Sunday, July 9, 2006 1:04 PM
While Shapiro isn't responsible for SFMM's rep, he is responsible for the following; 1.) the lack of an advertising campaign that focuses on families (during Tatsu's opening - he stood in front of it and talked about the family market...what? Shouldn't he have been in BBW? 2.) raising prices significantly across the board which had a direct effect on admissions and has limited the appeal of new programs like the overpriced Brunch With Bugs, 3.) the parent company still could approve additional repair work for SFMM at any time. He knows the park did fail at upkeep, and yet doesn't approve funding to fix those issues? Some of the work would cost very little in comparison to ride construction. 4.) Having management staff underneath him that can execute his new vision. 5.) Realizing that the WB characters are simply not as popular as Disney's, therefore to expect similar results is not logical. 6.) Some cap exp.'s, like kid's play areas like the recent SFMW or SFGADV additions, cost very little and can be put in at any time. Changing SFMM's focus in the year of a new coaster requires more than lip service to convince the public.

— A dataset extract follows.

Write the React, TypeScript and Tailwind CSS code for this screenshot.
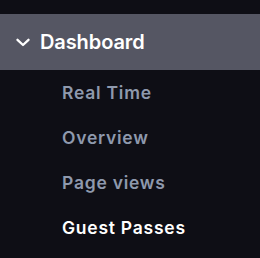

SFMM is not a "lost cause." It accounts for 10% of the entire chain's admissions and lose that, they lose all related spending permanently. The park already has a kid friendly focus, even more so this year. BBW happens to be the best looking, most completely themed section of the entire park. It's up to Shapiro and SFMM to change the park's reputation through advertising, promoting kid specific events, and programming.

Monday, July 10, 2006 3:39 AM

SFMM is not a "lost cause."

You're reading what you want to. You missed the half of the statement that qualifies the whole thing: far the new Six Flags goes.